Yine de bu kitaplar arasında okuyacak bir şey bulamazsanız Bernhard Schlink’in zamana direnen o büyük yapıtı “Vorleser”i okuyun. İnsanın köşeye sıkıştırıldığı bir dünyaya çok onurlu bir itirazdır. Günübirlik tüketilen sergilerin ve insan ilişkilerinin yerine, yakın tarihiyle ve kendiyle hesaplaşan insanın serüvenini çok zengin bir dil yaratarak anlatan Schlink’in bu kitabıyla kendinize bir edebiyat şöleni armağan etmiş olun.

Önereceğimiz son yazar Sandor Marai. 1900 yılında Kaschau’da doğan Marai, Avusturya-Macaristan İmparatorluğu’nun dağılmasından sonra Berlin, Paris ve Budapeşte’de yaşadı.
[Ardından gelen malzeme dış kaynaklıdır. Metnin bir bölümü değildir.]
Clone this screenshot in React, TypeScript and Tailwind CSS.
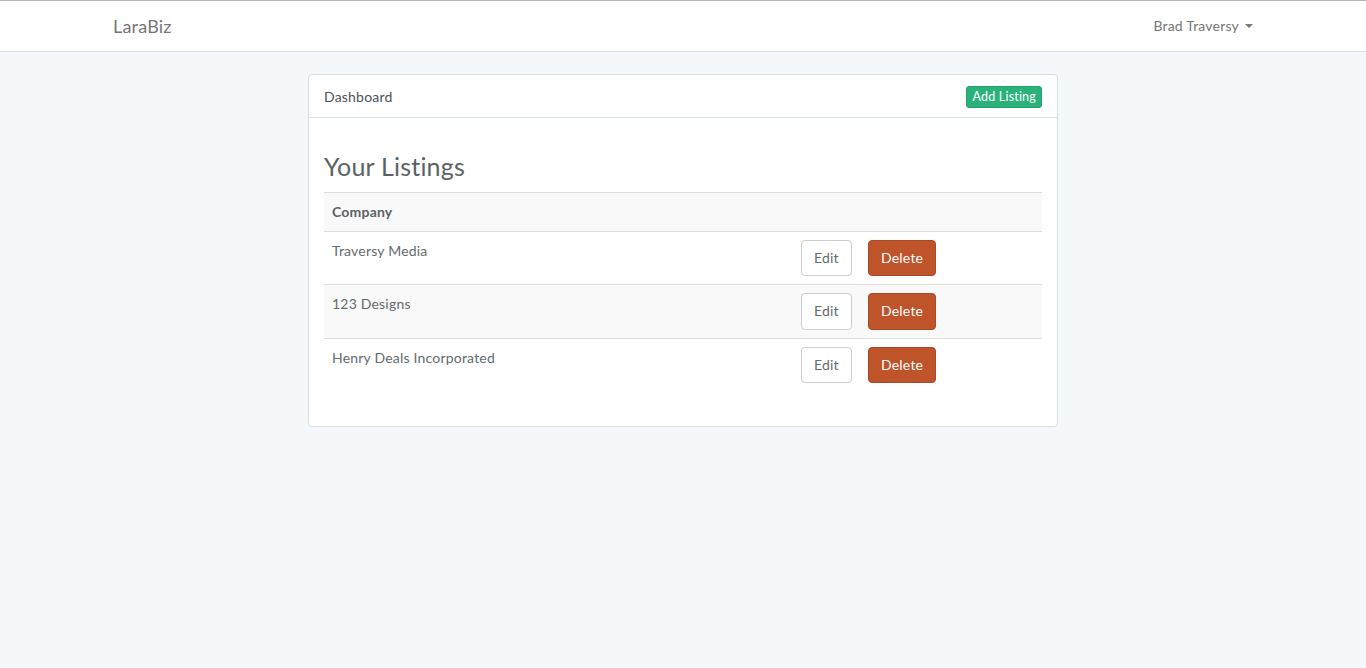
import React from 'react';

const listings = [
    { id: 1, company: 'Traversy Media' },
    { id: 2, company: '123 Designs' },
    { id: 3, company: 'Henry Deals Incorporated' },
];

const App: React.FC = () => {
    return (
        <div
            className="min-h-screen bg-[#f5f8fa] text-[14px] leading-[1.6] text-[#636b6f] tracking-[0.2px]"
            style={{ fontFamily: 'Lato, "Open Sans", sans-serif' }}
        >
            {/* Navbar */}
            <nav className="bg-white border-t border-t-[#b5b5b5] border-b border-b-[#d3e0e9] h-[52px]">
                <div className="w-[1170px] mx-auto px-[15px] h-full flex items-center justify-between">
                    <a className="text-[18px] text-[#777] leading-[20px]">LaraBiz</a>
                    <a className="flex items-center gap-[6px] text-[#777]">
                        Brad Traversy
                        <span className="w-0 h-0 border-l-[4px] border-r-[4px] border-t-[4px] border-l-transparent border-r-transparent border-t-[#777]" />
                    </a>
                </div>
            </nav>

            <div className="w-[1170px] mx-auto px-[15px] pt-[22px]">
                <div className="w-[750px] mx-auto bg-white border border-[#d3e0e9] rounded-[4px]">
                    <div className="flex items-center justify-between px-[15px] pt-[11px] pb-[9px] h-[43px] border-b border-[#d3e0e9] text-[#4b5256]">
                        <span>Dashboard</span>
                        <a className="bg-[#2ab27b] border border-[#259d6d] text-white text-[12.5px] leading-[1.5] px-[5px] py-[1px] rounded-[3px]">
                            Add Listing
                        </a>
                    </div>
                    <div className="p-[15px]">
                        <h3 className="text-[25px] leading-[1.1] text-[#5b6266] mt-[20px] mb-[11px]">Your Listings</h3>
                        <table className="w-full mb-[20px] border-collapse">
                            <tbody>
                                <tr className="bg-[#f9f9f9]">
                                    <th className="text-left font-bold p-[8px] border-t border-[#ddd] text-[#5b6266]">Company</th>
                                    <th className="border-t border-[#ddd] w-[67px]"></th>
                                    <th className="border-t border-[#ddd] w-[182px]"></th>
                                </tr>
                                {listings.map((l, i) => (
                                    <tr key={l.id} className={i % 2 === 1 ? 'bg-[#f9f9f9]' : ''}>
                                        <td className="p-[8px] align-top border-t border-[#ddd]">{l.company}</td>
                                        <td className="p-[8px] align-top border-t border-[#ddd]">
                                            <a className="inline-block bg-white border border-[#ccc] rounded-[4px] px-[12px] py-[6px] text-[#636b6f]">
                                                Edit
                                            </a>
                                        </td>
                                        <td className="p-[8px] align-top border-t border-[#ddd]">
                                            <button className="bg-[#bf5329] border border-[#aa4a24] rounded-[4px] px-[12px] py-[6px] text-white leading-[1.6]">
                                                Delete
                                            </button>
                                        </td>
                                    </tr>
                                ))}
                            </tbody>
                        </table>
                    </div>
                </div>
            </div>
        </div>
    );
};

export default App;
Çok ünlü ve çok okunan bir yazar oldu. Amerika’ya sürgüne gidince unutuldu. 1989 yılında intihar etti. Son yıllarda özellikle “Glut” (Köz) romanı üzerinden sözcüğün tam anlamıyla yeniden keşfedildi. Bu kitap, tüm listeleri altüst ederek kült kitaplar arasındaki yerini aldı. Okurların okuma isteğini ateşledi. Sandor Marai’nin bu dönem yeni basılan kitabı “Wandlungen einer Ehe”, “Yaşlı Avrupa”nın tüm insani değerleri, gerçek, umut, aşk, tutku, sınıf bilinci. Zenginlik, yoksulluk, yalnızlık ve evlilik ihlalleri üzerine bir ağıt gibidir. Romanı iki kadın ve bir erkeğin üç monologundan oluşuyor. Bu üçlü ilişkinin acı sonuna kadar bir evliliğin çöküşü ve insan denen muammanın sırlarını açığa vuruyor. Ve hayatın insanın kendi muammasına bir yolculuk olduğunu yazıyor belki de “son Avrupalı” yazar Sandor Marai.